The ‘Project Cullinan‘ is now the Cullinan, meaning Rolls-Royce has decided to keep the name for the production as well. It is named after the largest diamond ever discovered, which is now owned by the Queen Elizabeth II.
The Cullinan is built on the new aluminium Architecture of Luxury platform which also underpins the Phantom VIII. The Cullinan features a three-box design, claimed to be the first in the SUV segment.
Although the looks might be polarising, the three-box design helps in specifying the recreational options like the one above. The tailgate is dubbed as the clasp, as it opens in two sections.
The tailgate shape is a nod to the era when the luggage was mounted on the exterior of the car, so the occupants did not travel with their belongings, with the bustle denoting the place of the luggage.
The Cullinan offers a standard 560 litres of space, growing to 600 with the parcel shelf removed. With the 40:20:40 split rear seat configuration, the luggage space can be expanded to 1,930 litres.
As for the dimensions, the SUV measures 5,341 mm in length, 2,164 mm in width and the unladen height is 1,835 mm. The wheelbase measures 3,295 mm.
The interiors as you would expect are minimalistic in the typical Rolls-Royce fashion.

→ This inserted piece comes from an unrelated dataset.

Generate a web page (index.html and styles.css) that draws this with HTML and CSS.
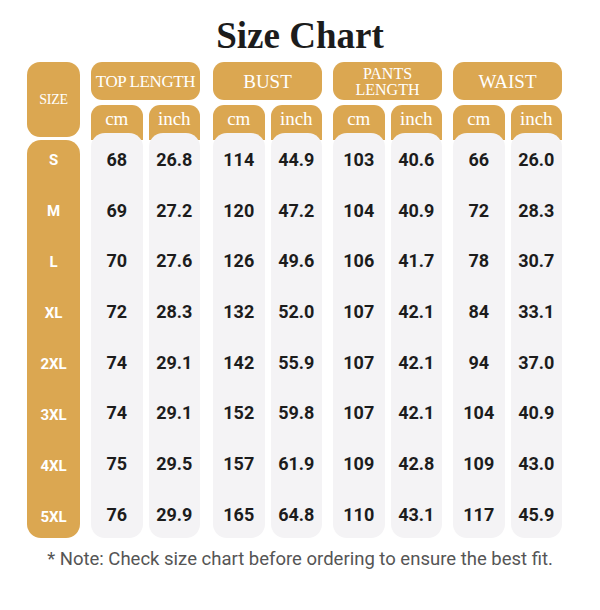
FILE: index.html
```html
<!DOCTYPE html>
<html lang="en">
<head>
<meta charset="utf-8">
<title>Size Chart</title>
<link rel="stylesheet" href="styles.css">
</head>
<body>
<div class="page">
  <h1 class="title">Size Chart</h1>
  <div class="chart">
    <div class="size-col">
      <div class="size-head">SIZE</div>
      <div class="size-body">
        <div class="size-list">
          <div class="size-cell">S</div>
          <div class="size-cell">M</div>
          <div class="size-cell">L</div>
          <div class="size-cell">XL</div>
          <div class="size-cell">2XL</div>
          <div class="size-cell">3XL</div>
          <div class="size-cell">4XL</div>
          <div class="size-cell">5XL</div>
        </div>
      </div>
    </div>

    <div class="group">
      <div class="group-head small">TOP LENGTH</div>
      <div class="subcols">
        <div class="subcol">
          <div class="sub-head">cm</div>
          <div class="values"><div class="v">68</div><div class="v">69</div><div class="v">70</div><div class="v">72</div><div class="v">74</div><div class="v">74</div><div class="v">75</div><div class="v">76</div></div>
        </div>
        <div class="subcol">
          <div class="sub-head">inch</div>
          <div class="values"><div class="v">26.8</div><div class="v">27.2</div><div class="v">27.6</div><div class="v">28.3</div><div class="v">29.1</div><div class="v">29.1</div><div class="v">29.5</div><div class="v">29.9</div></div>
        </div>
      </div>
    </div>

    <div class="group wide-gap">
      <div class="group-head">BUST</div>
      <div class="subcols">
        <div class="subcol">
          <div class="sub-head">cm</div>
          <div class="values"><div class="v">114</div><div class="v">120</div><div class="v">126</div><div class="v">132</div><div class="v">142</div><div class="v">152</div><div class="v">157</div><div class="v">165</div></div>
        </div>
        <div class="subcol">
          <div class="sub-head">inch</div>
          <div class="values"><div class="v">44.9</div><div class="v">47.2</div><div class="v">49.6</div><div class="v">52.0</div><div class="v">55.9</div><div class="v">59.8</div><div class="v">61.9</div><div class="v">64.8</div></div>
        </div>
      </div>
    </div>

    <div class="group">
      <div class="group-head two">PANTS<br>LENGTH</div>
      <div class="subcols">
        <div class="subcol">
          <div class="sub-head">cm</div>
          <div class="values"><div class="v">103</div><div class="v">104</div><div class="v">106</div><div class="v">107</div><div class="v">107</div><div class="v">107</div><div class="v">109</div><div class="v">110</div></div>
        </div>
        <div class="subcol">
          <div class="sub-head">inch</div>
          <div class="values"><div class="v">40.6</div><div class="v">40.9</div><div class="v">41.7</div><div class="v">42.1</div><div class="v">42.1</div><div class="v">42.1</div><div class="v">42.8</div><div class="v">43.1</div></div>
        </div>
      </div>
    </div>

    <div class="group">
      <div class="group-head">WAIST</div>
      <div class="subcols">
        <div class="subcol">
          <div class="sub-head">cm</div>
          <div class="values"><div class="v">66</div><div class="v">72</div><div class="v">78</div><div class="v">84</div><div class="v">94</div><div class="v">104</div><div class="v">109</div><div class="v">117</div></div>
        </div>
        <div class="subcol">
          <div class="sub-head">inch</div>
          <div class="values"><div class="v">26.0</div><div class="v">28.3</div><div class="v">30.7</div><div class="v">33.1</div><div class="v">37.0</div><div class="v">40.9</div><div class="v">43.0</div><div class="v">45.9</div></div>
        </div>
      </div>
    </div>
  </div>
  <p class="note">* Note: Check size chart before ordering to ensure the best fit.</p>
</div>
</body>
</html>
```

FILE: styles.css
```css
* { box-sizing: border-box; }

html, body {
  margin: 0;
  padding: 0;
  background: #ffffff;
}

.page {
  width: 600px;
  height: 610px;
  padding-top: 17px;
}

.title {
  margin: 0;
  font-family: "Liberation Serif", serif;
  font-weight: 700;
  font-size: 37px;
  line-height: 37px;
  text-align: center;
  color: #1c1c1c;
}

.chart {
  display: flex;
  align-items: flex-start;
  margin-top: 8px;
  padding-left: 27px;
  gap: 11px;
}

.size-col {
  width: 53px;
  display: flex;
  flex-direction: column;
  gap: 3px;
}

.size-head {
  height: 75px;
  background: #dba751;
  border-radius: 13px;
  display: flex;
  align-items: center;
  justify-content: center;
  color: #ffffff;
  font-family: "Liberation Serif", serif;
  font-size: 14px;
  letter-spacing: -0.3px;
}

.size-body {
  height: 398px;
  background: #dba751;
  border-radius: 14px;
}

.size-list {
  margin-top: -6px;
  display: grid;
  grid-template-rows: repeat(8, 51px);
}

.size-cell {
  display: flex;
  align-items: center;
  justify-content: center;
  color: #ffffff;
  font-family: Roboto, "Liberation Sans", sans-serif;
  font-weight: 700;
  font-size: 15px;
}

.group {
  width: 109px;
  display: flex;
  flex-direction: column;
  gap: 5px;
}

.group.wide-gap {
  margin-left: 2px;
}

.group-head {
  height: 38px;
  background: #dba751;
  border-radius: 11px;
  display: flex;
  align-items: center;
  justify-content: center;
  text-align: center;
  color: #ffffff;
  font-family: "Liberation Serif", serif;
  font-size: 19px;
  line-height: 1;
}

.group-head.small {
  font-size: 17px;
  letter-spacing: -0.4px;
  white-space: nowrap;
}

.group-head.two {
  font-size: 16px;
  line-height: 16px;
  padding-top: 1px;
}

.subcols {
  display: flex;
  gap: 6px;
}

.subcol {
  flex: 1;
  display: flex;
  flex-direction: column;
}

.sub-head {
  height: 35px;
  padding-bottom: 8px;
  background: #dba751;
  border-radius: 11px 11px 0 0;
  display: flex;
  align-items: center;
  justify-content: center;
  color: #ffffff;
  font-family: "Liberation Serif", serif;
  font-size: 19px;
}

.values {
  position: relative;
  margin-top: -7px;
  height: 405px;
  padding-top: 1px;
  background: #f4f3f5;
  border-radius: 14px;
  display: grid;
  grid-template-rows: repeat(8, 50.7px);
}

.v {
  display: flex;
  align-items: center;
  justify-content: center;
  color: #1c1c1c;
  font-family: Roboto, "Liberation Sans", sans-serif;
  font-weight: 700;
  font-size: 18px;
}

.note {
  margin: 11px 0 0;
  text-align: center;
  font-family: Roboto, "Liberation Sans", sans-serif;
  font-size: 18.5px;
  line-height: 20px;
  color: #555555;
}
```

The instrument cluster is a mix of digital display with the chrome outer bezels to make it appear analogue. There is a touchscreen infotainment system based on the BMW iDrive that can be hidden away if not needed.
However, the Cullinan doesn’t get the gallery in the dashboard, meaning the Phantom is still the brand’s flagship offering.

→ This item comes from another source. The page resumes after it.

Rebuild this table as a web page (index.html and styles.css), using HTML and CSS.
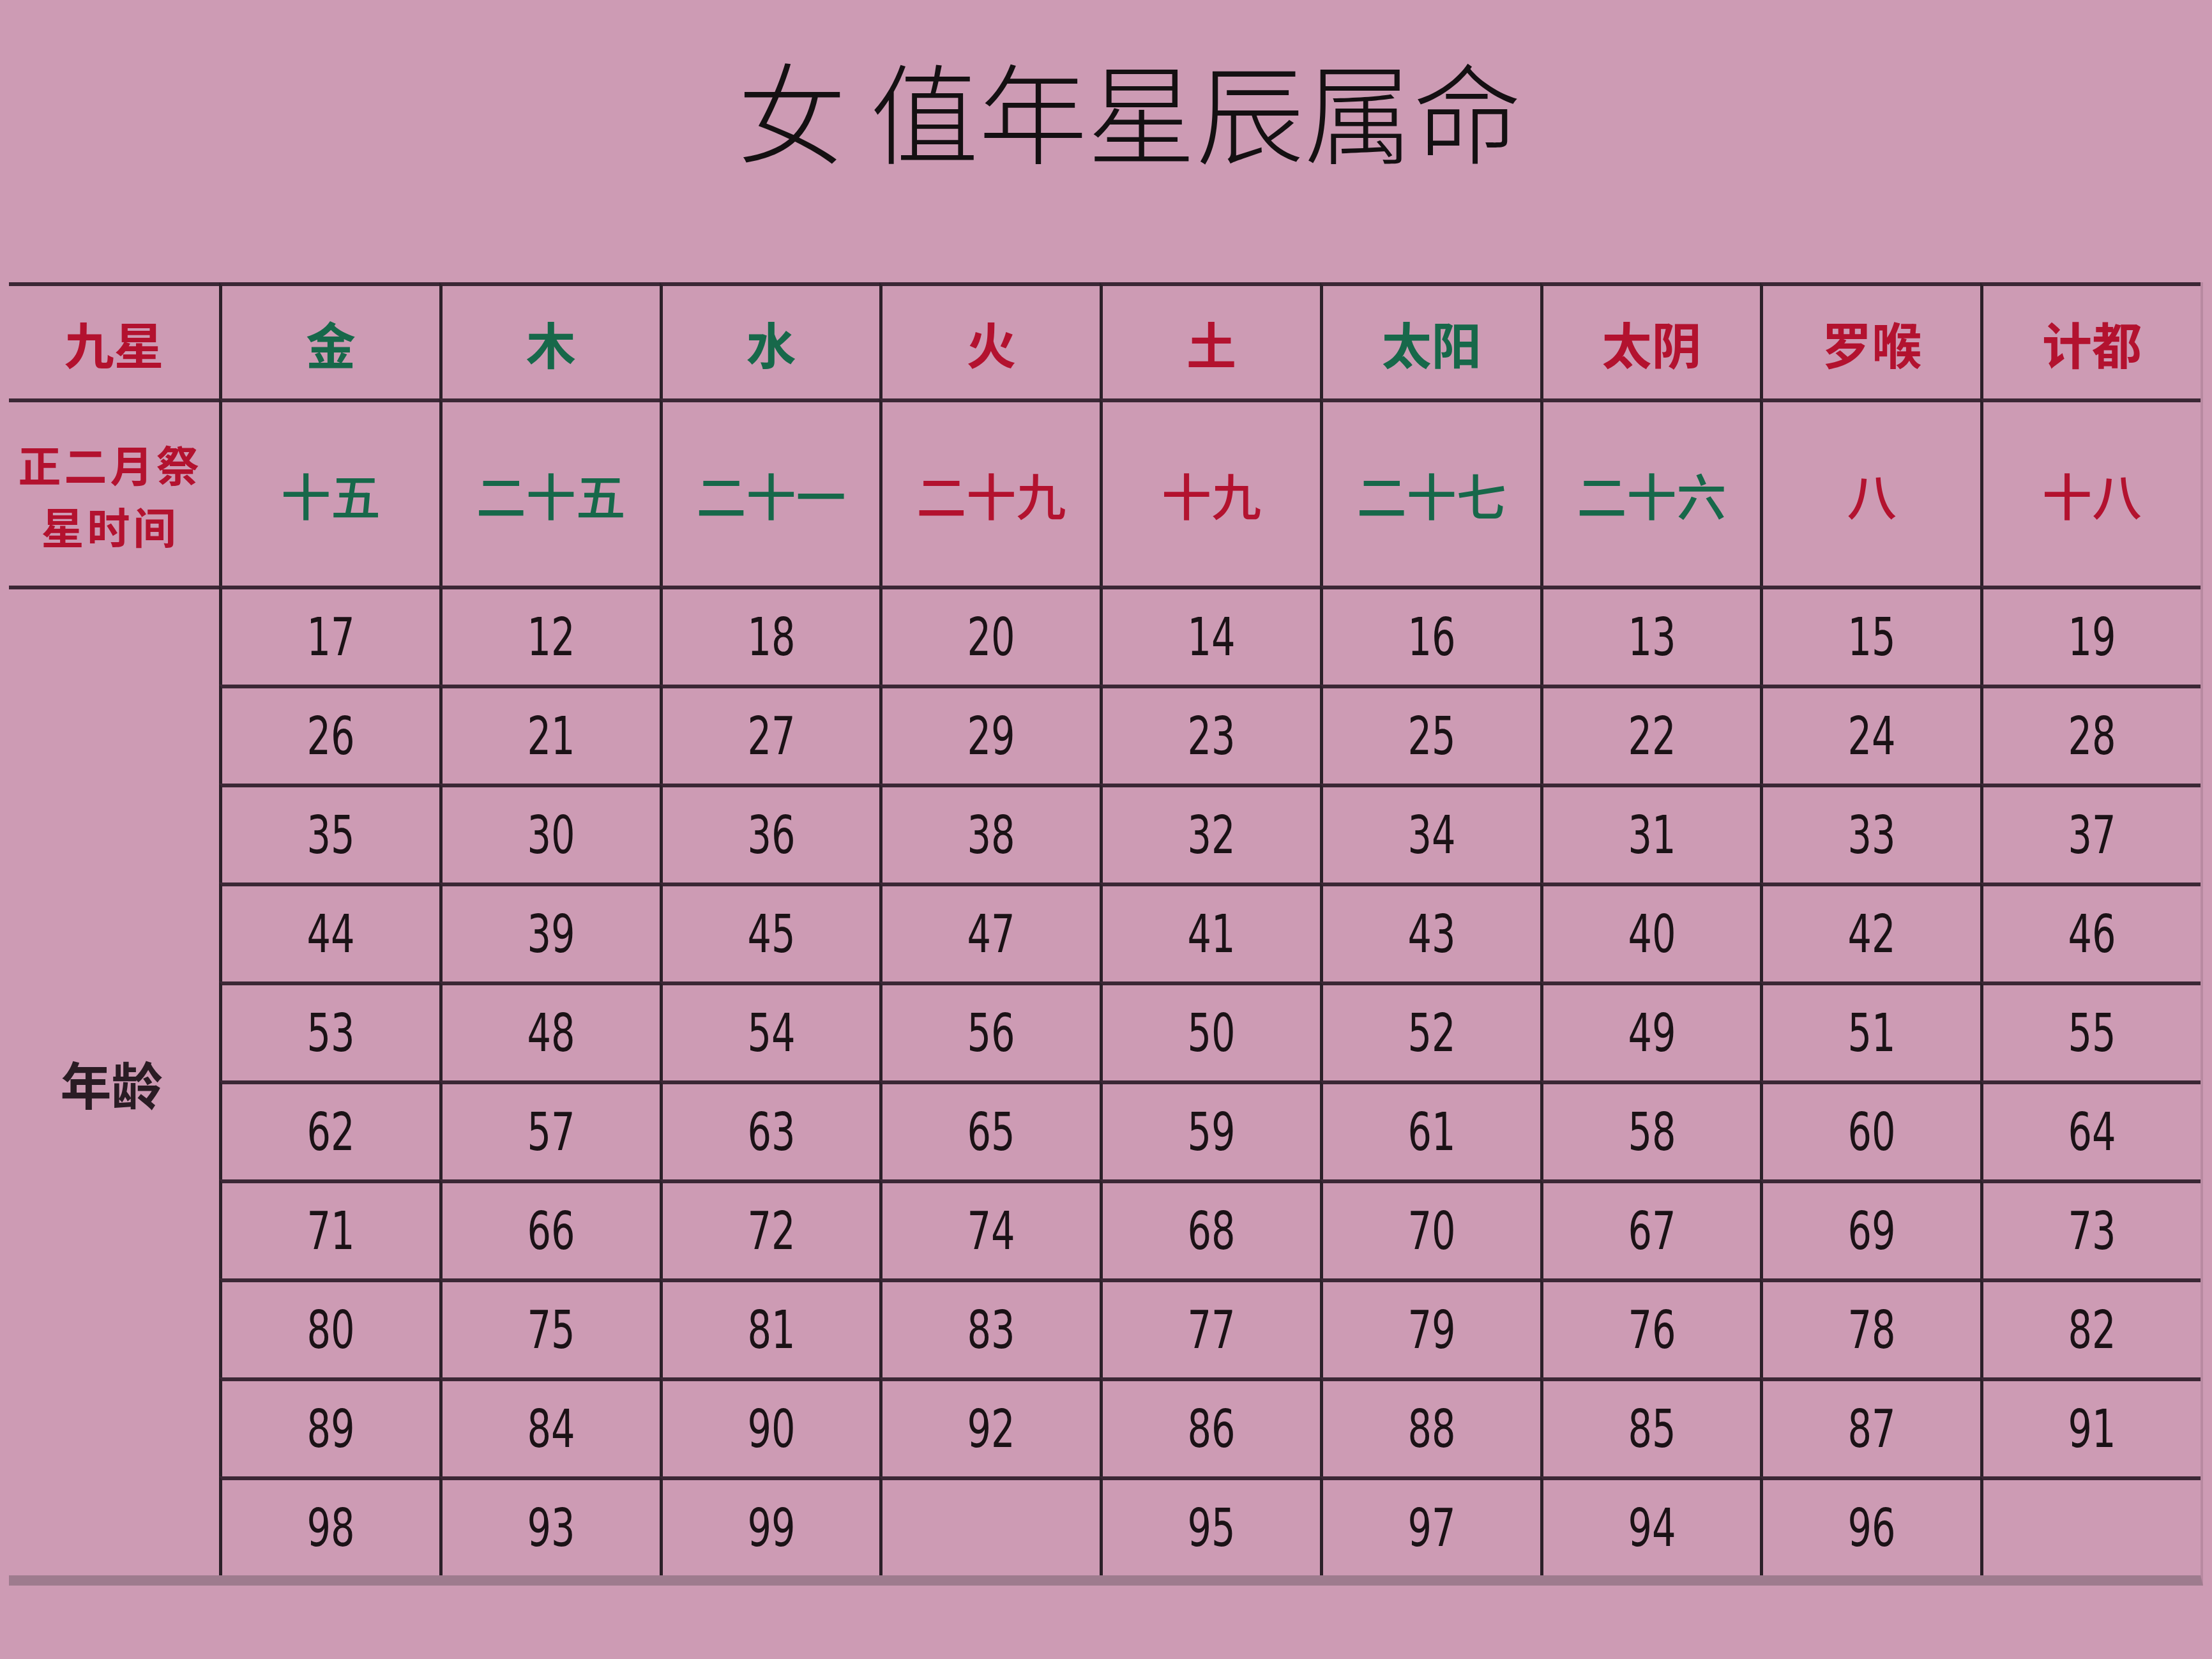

99% of the Cullinans won’t leave the asphalt (Middle East might be an exception), but for those who do wish to take it off-road, Rolls-Royce has made it simple by giving just a single Off Road button.
The systems including the self-levelling air suspension would take care of pretty much everything. The suspension makes millions of calculations every second as it continuously varies the electronically controlled shock absorber adjustment system – reacting to body and wheel acceleration, steering inputs and camera information, promising the trademark Magic Carpet Ride everywhere.
There is also the four-wheel steering for nimbleness and manoeuvrability. The super-luxury SUV’s wading depth stands at 540 mm.
The centre console also houses the Hill Descent Control button, Air Suspension height adjustment controls and a button to activate the 4-Camera system with Panoramic View, all-round visibility and helicopter view.
Further equipment includes Night Vision and Vision Assist including daytime and night-time Wildlife & Pedestrian warning, Alertness Assistant, Active Cruise Control, Collision Warning, Cross-Traffic Warning, Lane Departure and Lane Change Warning, High-Resolution Head-Up Display and WiFi hotspot.
The rear section can be had either in the aforementioned Lounge Seats or two Individual Seats like in the example above with some options for the middle section. The large windows already add a lot of airiness to the cabin and if that’s not enough, there is a large panoramic glass roof as well.
Powering the Cullinan is the same 6.75-litre twin-turbo V12 from the Phantom, tuned to produce 563 bhp (420 kW) at 5,000 rpm and 850 Nm of torque at 1,600 rpm, paired to satellite-aided 8-speed ZF automatic transmission. Top speed is limited to 250 km/h.